Plaintiff is estopped to claim that which the statute provides. The trial judge awarded a fee in excess of that sought by plaintiff. The cross-appeal is dismissed.

The actions of the trial judge are

Affirmed.

Judge Arnold concurs.

Judge WELLS concurs in part and dissents in part.

Judge Wells

concurring in part and dissenting in part.

I concur in the portion of the majority opinion affirming summary judgment for the plaintiff on plaintiff’s claim for recovery under the note and deed of trust.

I concur in the portion of the majority opinion that affirms the order of the trial court in awarding counsel fees.

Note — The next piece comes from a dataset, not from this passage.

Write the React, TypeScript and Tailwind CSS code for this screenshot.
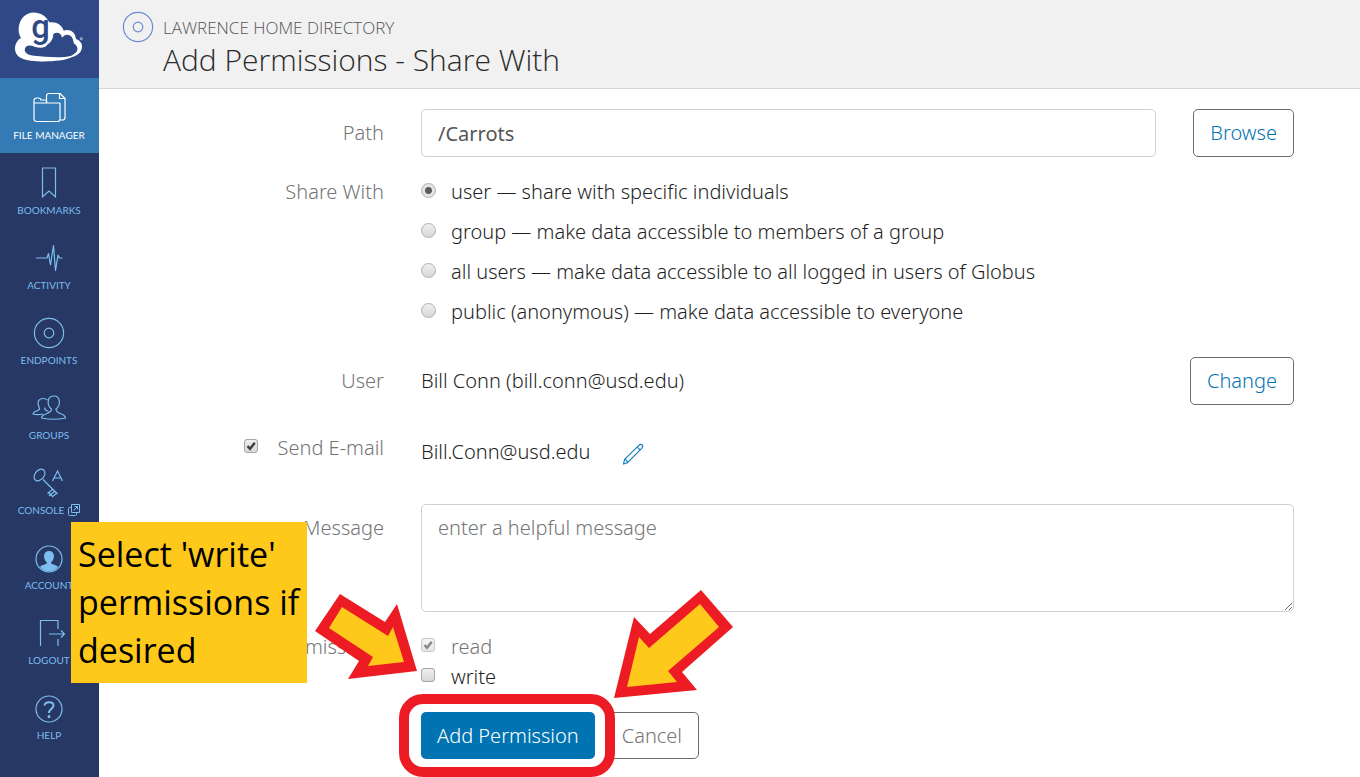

I dissent from the portion of the majority opinion with respect *600to summary judgment in plaintiffs’ favor on defendant’s counterclaim. The essence of defendant’s counterclaim was that in the purchase agreement, plaintiff promised to convey to defendant Goodson Farms, Inc. all of the outstanding capital stock of HyYield, Inc., a wholly-owned subsidiary of plaintiff, that plaintiff has failed and refused to convey said stock in Hy-Yield to Goodson Farms, Inc., and that plaintiff’s failure to do so has resulted in substantial damage to defendant. Defendant introduced materials to substantiate its version of its rights in the counterclaim. Plaintiff responded by asserting that the agreement to convey the stock in Hy-Yield had two conditions: “appropriate consent of Ameribrom, Inc. to the change in ownership of Hy-Yield, shall have been obtained in accordance with the terms of the Joint Venture Agreement between Hy-Yield and Ameribrom, Inc.”; and plaintiff “shall have been released from its guarantee of the obligations and duties of Hy-Yield under such joint venture agreement”. The material presented to the trial court raises a genuine issue of material fact as to (1) whether the joint venture agreement would in fact require any consent by Ameribrom, Inc.'to a change in ownership of HyYield and (2) whether the joint venture agreement had been terminated altogether prior to the institution of this law suit, rendering the guaranty condition of the purchase agreement moot. For these reasons it does not appear that defendant’s counterclaim was appropriate for disposition by summary judgment.